また、我々が実際にスーパーカミオカンデの一部を正確に再現した光電子増倍管の展示もあります。
それから、スーパーカミオカンデというのは、地元企業である神岡鉱業さんの掘削技術や浜松ホトニクスさんの高感度な光電子増倍管を製造する技術、三井E&Sさんによるステンレス製のタンクを建造する技術、オルガノさんによる超純水を製造する技術など、本当に高い技術力によって作られているんですが、その一端も紹介されていますので、世界最先端の研究を支える技術力という視点から展示を見てもらってもいいかもしれませんね。

問:カミオカラボでこだわった点などがありましたら教えて下さい。

展示の正確さにこだわりました。
カミオカラボにはスーパーカミオカンデの一部を再現した光電子増倍管の展示がありますが、そこに使われている光電子増倍管自身はもとより、それを固定しているサポート金具などは、ねじ一本一本、ナット一つ一つに至るまで、本物と同じものが使われています。
残念ながら、スーパーカミオカンデは観測中は蓋が閉じられ、中の様子を見ることが出来ません。しかし、カミオカラボに来ていただければ、タンクの中にいるような雰囲気を感じていただけると思います。

問:どのような方々に来ていただきたいですか?

そうですね。
お子さんから年配の方々まで多くの方に来ていただきたいと思います。
特に、多くの小学生、中学生、高校生の方々には来ていただき、科学の研究の面白さを知っていただき、将来そうした方面に進んでもらえると嬉しいです。
宇宙の神秘に興味を持たれている一般の方々にも楽しんでいただける施設だと思います。

問:先生にとって、スーパカミオンデは?

自分の体の一部のような気がしています。ニュートリノを使って宇宙全体をいつも眺めている目としてですね。
もちろん、スーパーカミオカンデの方がけた違いに大きいわけですが(笑)。

問:将来にわたってカミオカラボに期待する役割などがあれば教えて下さい。

現在、スーパーカミオカンデは次のステージへと進む準備をしています。
それはスーパーカミオカンデ-ガドリニウム実験(SK-Gd)といって、希土類の一種であるガドリニウムを超純水に加えることにより、装置の感度をあげることができるようになります。
それによって、星々が作られてきた歴史を解明したり、われわれ自身を構成する物質の起源をも探ることができるようになります。
このように、宇宙物理学は日々進化しているわけですが、このカミオカラボでも、そういった最新の研究を多くの方々に伝えていただけるとよいと思います。

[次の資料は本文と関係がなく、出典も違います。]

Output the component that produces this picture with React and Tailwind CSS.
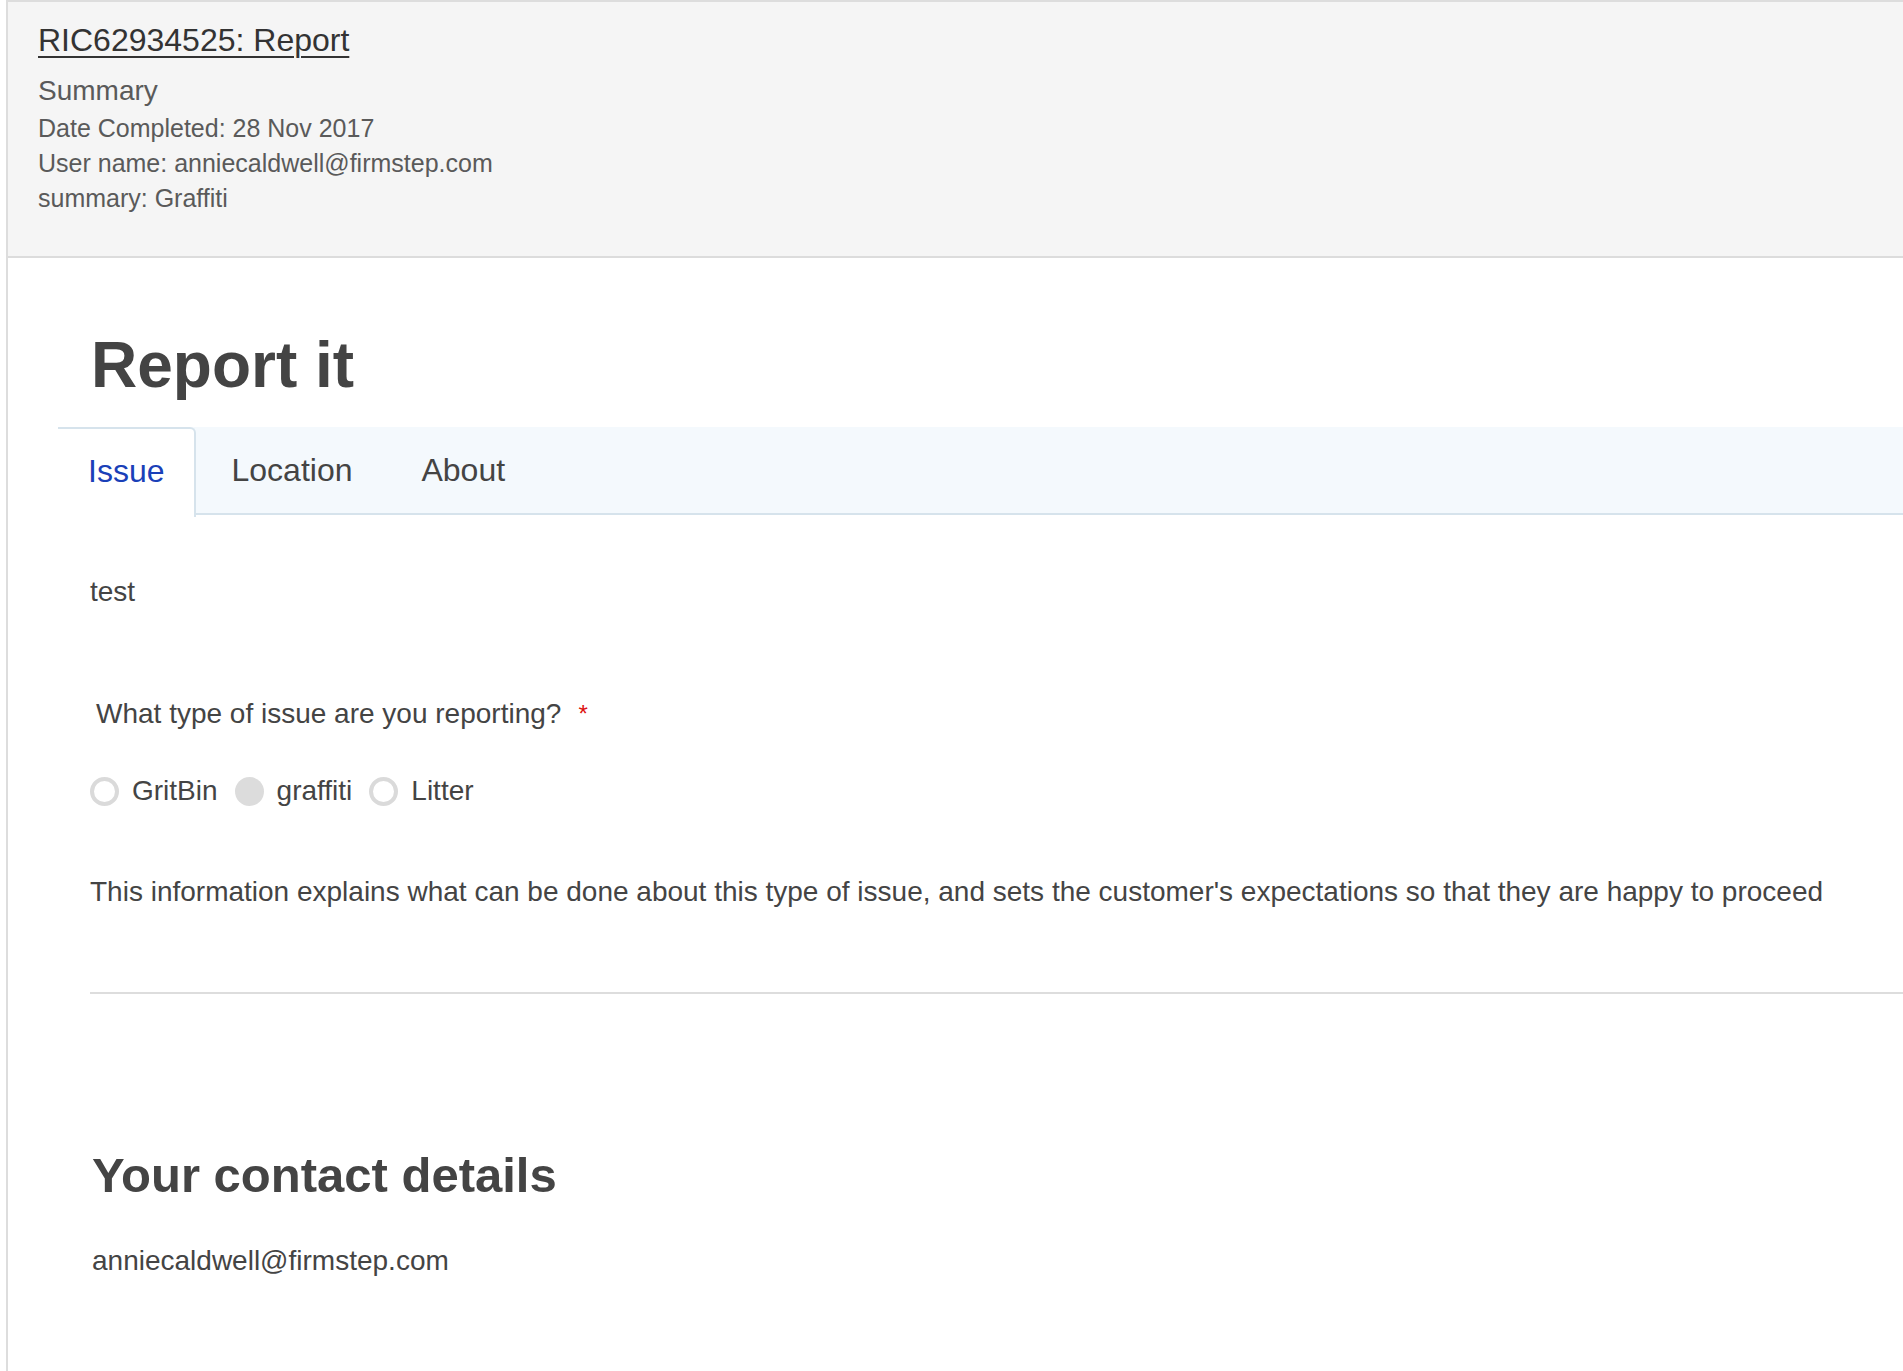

その次には2020年代後半に観測開始を目指しているハイパーカミオカンデがあります。
それはスーパーカミオカンデの約10倍の大きさを持つ、より高性能な実験装置ですが、新たな研究領域に踏み込むことができると考えています。
カミオカラボでもハイパーカミオカンデについて紹介していただく日がくることを期待しています。

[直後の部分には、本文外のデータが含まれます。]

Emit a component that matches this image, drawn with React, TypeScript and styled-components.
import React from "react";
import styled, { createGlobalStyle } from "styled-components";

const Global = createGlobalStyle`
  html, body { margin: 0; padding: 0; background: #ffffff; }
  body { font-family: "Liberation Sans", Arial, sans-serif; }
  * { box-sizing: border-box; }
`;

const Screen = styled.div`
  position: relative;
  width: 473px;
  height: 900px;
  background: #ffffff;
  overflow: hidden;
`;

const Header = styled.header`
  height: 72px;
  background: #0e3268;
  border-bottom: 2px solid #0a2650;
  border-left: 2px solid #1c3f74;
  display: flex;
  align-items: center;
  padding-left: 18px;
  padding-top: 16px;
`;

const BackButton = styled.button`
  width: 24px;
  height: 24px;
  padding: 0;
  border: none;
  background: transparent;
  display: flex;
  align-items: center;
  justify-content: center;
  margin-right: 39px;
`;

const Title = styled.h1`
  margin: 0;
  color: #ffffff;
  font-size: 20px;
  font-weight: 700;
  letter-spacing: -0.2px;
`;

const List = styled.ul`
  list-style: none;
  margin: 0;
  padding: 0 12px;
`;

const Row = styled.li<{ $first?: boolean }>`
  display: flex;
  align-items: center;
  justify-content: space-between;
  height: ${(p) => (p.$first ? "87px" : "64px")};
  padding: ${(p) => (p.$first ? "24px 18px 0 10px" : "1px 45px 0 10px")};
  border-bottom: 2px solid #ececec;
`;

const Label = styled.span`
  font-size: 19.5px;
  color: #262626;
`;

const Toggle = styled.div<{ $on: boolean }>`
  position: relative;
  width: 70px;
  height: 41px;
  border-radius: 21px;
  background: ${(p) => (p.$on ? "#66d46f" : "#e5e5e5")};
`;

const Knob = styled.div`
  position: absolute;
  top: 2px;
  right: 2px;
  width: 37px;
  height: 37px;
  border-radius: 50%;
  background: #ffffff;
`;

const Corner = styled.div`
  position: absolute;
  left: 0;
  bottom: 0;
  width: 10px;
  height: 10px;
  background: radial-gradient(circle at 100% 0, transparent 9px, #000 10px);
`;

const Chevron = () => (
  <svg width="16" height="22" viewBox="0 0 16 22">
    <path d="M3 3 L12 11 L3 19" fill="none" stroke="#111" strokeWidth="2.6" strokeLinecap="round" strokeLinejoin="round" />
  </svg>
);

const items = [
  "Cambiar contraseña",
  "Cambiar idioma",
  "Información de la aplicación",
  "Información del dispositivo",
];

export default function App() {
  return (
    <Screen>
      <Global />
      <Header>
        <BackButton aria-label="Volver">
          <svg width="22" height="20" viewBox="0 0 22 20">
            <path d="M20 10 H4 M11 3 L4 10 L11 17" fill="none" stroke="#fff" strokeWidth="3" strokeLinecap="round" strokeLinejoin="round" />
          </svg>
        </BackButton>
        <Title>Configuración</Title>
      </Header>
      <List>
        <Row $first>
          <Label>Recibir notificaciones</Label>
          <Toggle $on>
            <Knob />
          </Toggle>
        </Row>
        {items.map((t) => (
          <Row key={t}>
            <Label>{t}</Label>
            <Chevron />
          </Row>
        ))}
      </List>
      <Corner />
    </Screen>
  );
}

今回の展示スペースには、アウトリーチ活動の一環として、研究者と一般の方々が触れ合えるスペースも設置されます。実際の研究の様子などを伝えていければと考えています。

最後に飛騨市民へのメッセージをお願いいたします。

中畑雅行教授がインタビューをうけている画像

我々は、長年にわたって神岡の地で研究を続けてくることができたのも、地元の方々のご理解、ご協力があってのことだと思っています。
この場をお借りして、あらためて感謝の意を表したいと思います。カミオカラボを通して、我々の研究のことを、もっと知っていただければと思っていますし、知ることの喜びを市民のみなさんと共有したいと思っています。